El mal llamado “impuesto a la riqueza”, es en realidad, un tributo de carácter confiscatorio, que atenta contra la inversión, la incorporación de tecnología y la creación de empleo, en un momento en que la Argentina lo necesita desesperadamente. Es decir que, en un intento de resolver el enorme déficit fiscal, producto de sostener un gasto público que no sólo no se aminoró durante la crisis sino, por el contrario, crece día a día, afectaría irremediablemente los recursos que hoy tiene el sector agropecuario para motorizar la economía y alcanzar el crecimiento a mediano y largo plazo.

Contrariamente a lo que se promociona, este impuesto no impactará solo en las grandes fortunas, dado que es un impuesto que grava a los activos, incluso aquellos afectados a la producción, y no tiene en cuenta la eventual existencia de deudas generadas para su incorporación al patrimonio. Ello hace que, en un gran porcentaje de los casos, los afectados por este impuesto, lejos de estar en una situación holgada, deban desprenderse de activos claves como maquinaria agrícola o incluso tierras para poder hacer frente al nuevo gravamen. También afectará la capacidad de invertir en paquetes tecnológicos adecuados, lo que disminuirá los rindes, la cosecha y, por tanto, la capacidad del sector para producir alimentos para abastecer los mercados internos y externos.
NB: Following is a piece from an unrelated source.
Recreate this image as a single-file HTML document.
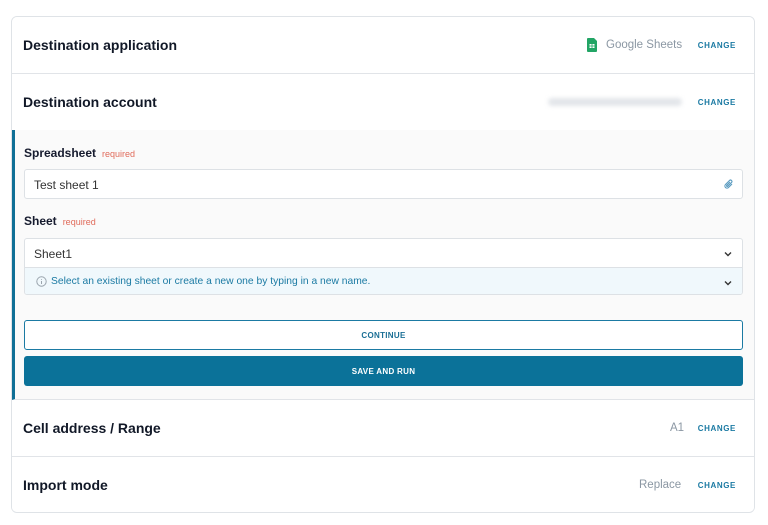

En definitiva, este “aporte” es en realidad un verdadero impuesto a los activos, de asignación específica, que afectará la liquidez de los individuos y de las pymes de todo el país de todos los sectores de la economía.
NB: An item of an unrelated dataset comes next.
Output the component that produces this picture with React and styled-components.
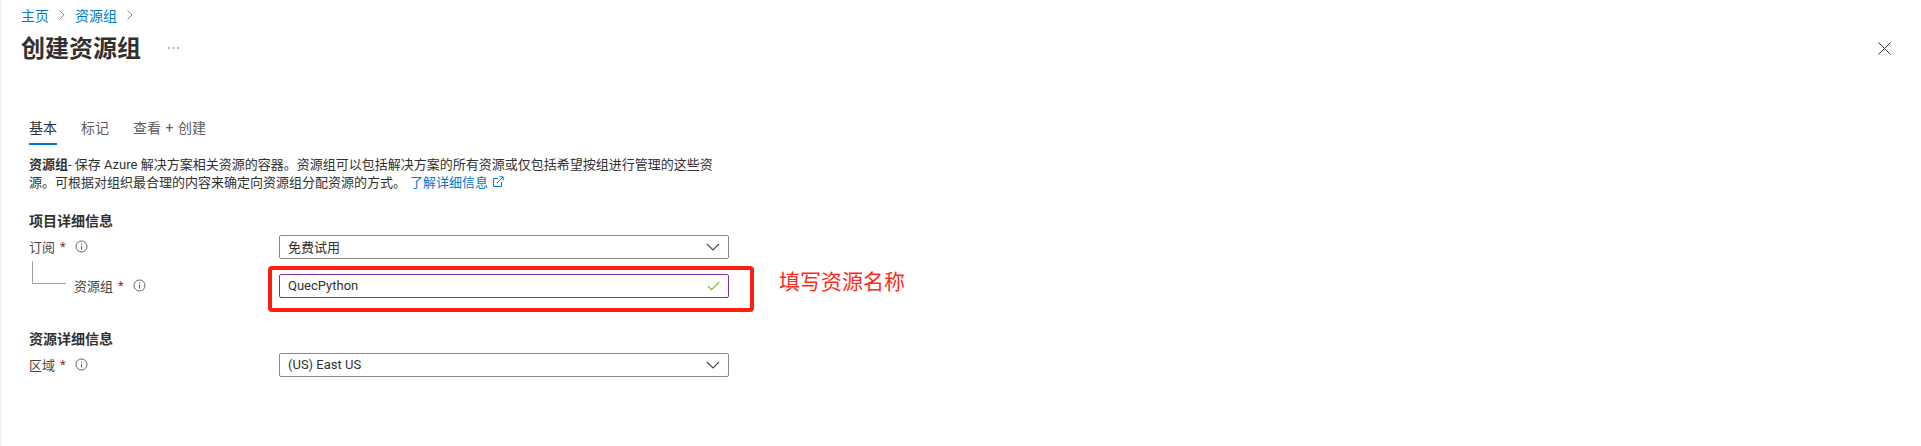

Una de las principales contradicciones del impuesto es que, por un lado, se promueve la capacidad del sector agroindustrial de exportar y generar empleo y, por el otro, se lo castiga con un nuevo impuesto que compromete sus activos y su capacidad exportadora y generadora de empleo. Por si fuera poco, es contrario al federalismo, ya que al no ser coparticipable genera nuevas trasferencias de recursos desde las economías provinciales al poder central, lo que implica una ecuación costo-beneficio negativa para las provincias.

Y lo que es más grave aún: su título es engañoso, ya que solo el 20% de lo producido por el impuesto se destinaría en forma exclusiva a gastos vinculados con la pandemia. Precisamente, en un momento en que nuestro país requiere recuperar la credibilidad y previsibilidad para atraer inversiones internas y externas que apuntalen su castigada economía y traccionen su recuperación de la crisis, este nuevo impuesto lo único que logra es minar la confianza y las expectativas a futuro.